-- Instruction --
Omit all pictures. Copy the rest of the material exactly.

☆ ☆ ☆ ☆ ☆

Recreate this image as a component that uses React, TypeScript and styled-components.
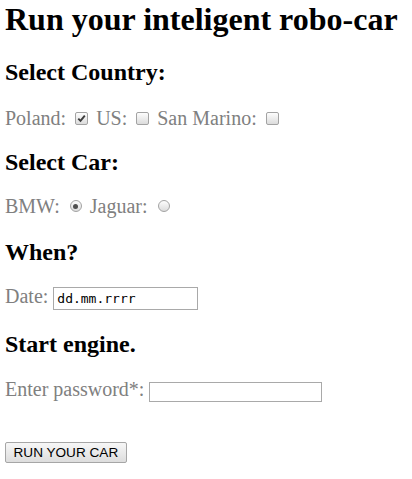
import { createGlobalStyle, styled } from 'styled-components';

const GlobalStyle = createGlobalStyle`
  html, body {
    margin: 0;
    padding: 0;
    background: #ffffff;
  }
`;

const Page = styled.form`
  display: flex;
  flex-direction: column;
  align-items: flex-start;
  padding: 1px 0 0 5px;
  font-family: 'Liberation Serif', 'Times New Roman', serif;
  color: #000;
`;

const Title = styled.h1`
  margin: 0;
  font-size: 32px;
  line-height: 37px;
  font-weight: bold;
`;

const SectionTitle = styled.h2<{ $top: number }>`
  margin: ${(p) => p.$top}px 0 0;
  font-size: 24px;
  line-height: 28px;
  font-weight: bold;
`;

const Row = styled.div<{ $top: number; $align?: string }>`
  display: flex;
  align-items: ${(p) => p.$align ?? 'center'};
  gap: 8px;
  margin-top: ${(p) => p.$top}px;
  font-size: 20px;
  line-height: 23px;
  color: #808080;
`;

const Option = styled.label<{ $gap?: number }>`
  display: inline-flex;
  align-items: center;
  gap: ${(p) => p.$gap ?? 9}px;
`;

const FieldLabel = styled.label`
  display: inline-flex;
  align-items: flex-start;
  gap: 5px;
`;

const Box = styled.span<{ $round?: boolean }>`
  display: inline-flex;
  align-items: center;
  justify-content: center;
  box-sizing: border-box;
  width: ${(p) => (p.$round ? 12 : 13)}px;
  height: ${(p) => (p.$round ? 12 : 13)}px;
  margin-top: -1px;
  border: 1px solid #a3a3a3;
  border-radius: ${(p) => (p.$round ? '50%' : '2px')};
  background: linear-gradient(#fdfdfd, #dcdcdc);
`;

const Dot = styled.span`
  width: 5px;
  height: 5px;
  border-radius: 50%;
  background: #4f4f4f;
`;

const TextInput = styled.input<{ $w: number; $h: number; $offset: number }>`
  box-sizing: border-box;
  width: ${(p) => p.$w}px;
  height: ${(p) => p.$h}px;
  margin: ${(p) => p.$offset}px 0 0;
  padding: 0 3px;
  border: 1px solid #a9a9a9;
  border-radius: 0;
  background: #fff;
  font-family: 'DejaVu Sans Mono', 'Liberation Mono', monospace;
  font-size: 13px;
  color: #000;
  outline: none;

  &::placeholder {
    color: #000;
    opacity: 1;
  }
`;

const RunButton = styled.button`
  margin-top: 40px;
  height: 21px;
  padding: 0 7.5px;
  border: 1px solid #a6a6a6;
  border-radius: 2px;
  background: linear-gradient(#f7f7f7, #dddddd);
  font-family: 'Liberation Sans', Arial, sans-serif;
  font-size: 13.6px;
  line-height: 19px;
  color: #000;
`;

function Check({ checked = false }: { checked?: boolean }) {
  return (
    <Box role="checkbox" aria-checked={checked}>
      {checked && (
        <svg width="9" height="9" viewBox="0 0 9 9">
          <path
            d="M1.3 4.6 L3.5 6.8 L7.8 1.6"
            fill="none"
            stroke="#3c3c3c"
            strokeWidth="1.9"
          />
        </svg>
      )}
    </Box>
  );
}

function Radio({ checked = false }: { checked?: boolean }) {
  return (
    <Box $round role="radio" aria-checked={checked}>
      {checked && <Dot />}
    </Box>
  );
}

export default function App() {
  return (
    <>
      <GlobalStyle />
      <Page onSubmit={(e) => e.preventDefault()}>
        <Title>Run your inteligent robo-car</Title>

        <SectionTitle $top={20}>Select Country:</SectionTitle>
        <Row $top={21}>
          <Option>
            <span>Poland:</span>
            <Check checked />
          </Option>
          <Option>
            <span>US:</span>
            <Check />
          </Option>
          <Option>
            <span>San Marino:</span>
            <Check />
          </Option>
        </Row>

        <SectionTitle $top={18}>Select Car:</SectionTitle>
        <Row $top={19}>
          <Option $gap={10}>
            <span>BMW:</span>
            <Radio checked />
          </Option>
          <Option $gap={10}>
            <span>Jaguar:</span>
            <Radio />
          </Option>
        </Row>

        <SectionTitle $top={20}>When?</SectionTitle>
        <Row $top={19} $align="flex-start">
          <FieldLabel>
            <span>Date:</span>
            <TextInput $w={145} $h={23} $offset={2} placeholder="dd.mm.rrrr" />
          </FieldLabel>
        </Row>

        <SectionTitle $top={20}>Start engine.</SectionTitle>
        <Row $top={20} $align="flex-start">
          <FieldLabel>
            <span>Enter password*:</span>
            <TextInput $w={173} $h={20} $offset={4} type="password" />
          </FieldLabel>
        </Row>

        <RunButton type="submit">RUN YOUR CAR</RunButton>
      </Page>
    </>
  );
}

☆ ☆ ☆ ☆ ☆

-- Finished exercise --
Recreate this image as a component that uses React, TypeScript and styled-components.
import { createGlobalStyle, styled } from 'styled-components';

const GlobalStyle = createGlobalStyle`
  html, body {
    margin: 0;
    padding: 0;
    background: #ffffff;
  }
`;

const Page = styled.form`
  display: flex;
  flex-direction: column;
  align-items: flex-start;
  padding: 1px 0 0 5px;
  font-family: 'Liberation Serif', 'Times New Roman', serif;
  color: #000;
`;

const Title = styled.h1`
  margin: 0;
  font-size: 32px;
  line-height: 37px;
  font-weight: bold;
`;

const SectionTitle = styled.h2<{ $top: number }>`
  margin: ${(p) => p.$top}px 0 0;
  font-size: 24px;
  line-height: 28px;
  font-weight: bold;
`;

const Row = styled.div<{ $top: number; $align?: string }>`
  display: flex;
  align-items: ${(p) => p.$align ?? 'center'};
  gap: 8px;
  margin-top: ${(p) => p.$top}px;
  font-size: 20px;
  line-height: 23px;
  color: #808080;
`;

const Option = styled.label<{ $gap?: number }>`
  display: inline-flex;
  align-items: center;
  gap: ${(p) => p.$gap ?? 9}px;
`;

const FieldLabel = styled.label`
  display: inline-flex;
  align-items: flex-start;
  gap: 5px;
`;

const Box = styled.span<{ $round?: boolean }>`
  display: inline-flex;
  align-items: center;
  justify-content: center;
  box-sizing: border-box;
  width: ${(p) => (p.$round ? 12 : 13)}px;
  height: ${(p) => (p.$round ? 12 : 13)}px;
  margin-top: -1px;
  border: 1px solid #a3a3a3;
  border-radius: ${(p) => (p.$round ? '50%' : '2px')};
  background: linear-gradient(#fdfdfd, #dcdcdc);
`;

const Dot = styled.span`
  width: 5px;
  height: 5px;
  border-radius: 50%;
  background: #4f4f4f;
`;

const TextInput = styled.input<{ $w: number; $h: number; $offset: number }>`
  box-sizing: border-box;
  width: ${(p) => p.$w}px;
  height: ${(p) => p.$h}px;
  margin: ${(p) => p.$offset}px 0 0;
  padding: 0 3px;
  border: 1px solid #a9a9a9;
  border-radius: 0;
  background: #fff;
  font-family: 'DejaVu Sans Mono', 'Liberation Mono', monospace;
  font-size: 13px;
  color: #000;
  outline: none;

  &::placeholder {
    color: #000;
    opacity: 1;
  }
`;

const RunButton = styled.button`
  margin-top: 40px;
  height: 21px;
  padding: 0 7.5px;
  border: 1px solid #a6a6a6;
  border-radius: 2px;
  background: linear-gradient(#f7f7f7, #dddddd);
  font-family: 'Liberation Sans', Arial, sans-serif;
  font-size: 13.6px;
  line-height: 19px;
  color: #000;
`;

function Check({ checked = false }: { checked?: boolean }) {
  return (
    <Box role="checkbox" aria-checked={checked}>
      {checked && (
        <svg width="9" height="9" viewBox="0 0 9 9">
          <path
            d="M1.3 4.6 L3.5 6.8 L7.8 1.6"
            fill="none"
            stroke="#3c3c3c"
            strokeWidth="1.9"
          />
        </svg>
      )}
    </Box>
  );
}

function Radio({ checked = false }: { checked?: boolean }) {
  return (
    <Box $round role="radio" aria-checked={checked}>
      {checked && <Dot />}
    </Box>
  );
}

export default function App() {
  return (
    <>
      <GlobalStyle />
      <Page onSubmit={(e) => e.preventDefault()}>
        <Title>Run your inteligent robo-car</Title>

        <SectionTitle $top={20}>Select Country:</SectionTitle>
        <Row $top={21}>
          <Option>
            <span>Poland:</span>
            <Check checked />
          </Option>
          <Option>
            <span>US:</span>
            <Check />
          </Option>
          <Option>
            <span>San Marino:</span>
            <Check />
          </Option>
        </Row>

        <SectionTitle $top={18}>Select Car:</SectionTitle>
        <Row $top={19}>
          <Option $gap={10}>
            <span>BMW:</span>
            <Radio checked />
          </Option>
          <Option $gap={10}>
            <span>Jaguar:</span>
            <Radio />
          </Option>
        </Row>

        <SectionTitle $top={20}>When?</SectionTitle>
        <Row $top={19} $align="flex-start">
          <FieldLabel>
            <span>Date:</span>
            <TextInput $w={145} $h={23} $offset={2} placeholder="dd.mm.rrrr" />
          </FieldLabel>
        </Row>

        <SectionTitle $top={20}>Start engine.</SectionTitle>
        <Row $top={20} $align="flex-start">
          <FieldLabel>
            <span>Enter password*:</span>
            <TextInput $w={173} $h={20} $offset={4} type="password" />
          </FieldLabel>
        </Row>

        <RunButton type="submit">RUN YOUR CAR</RunButton>
      </Page>
    </>
  );
}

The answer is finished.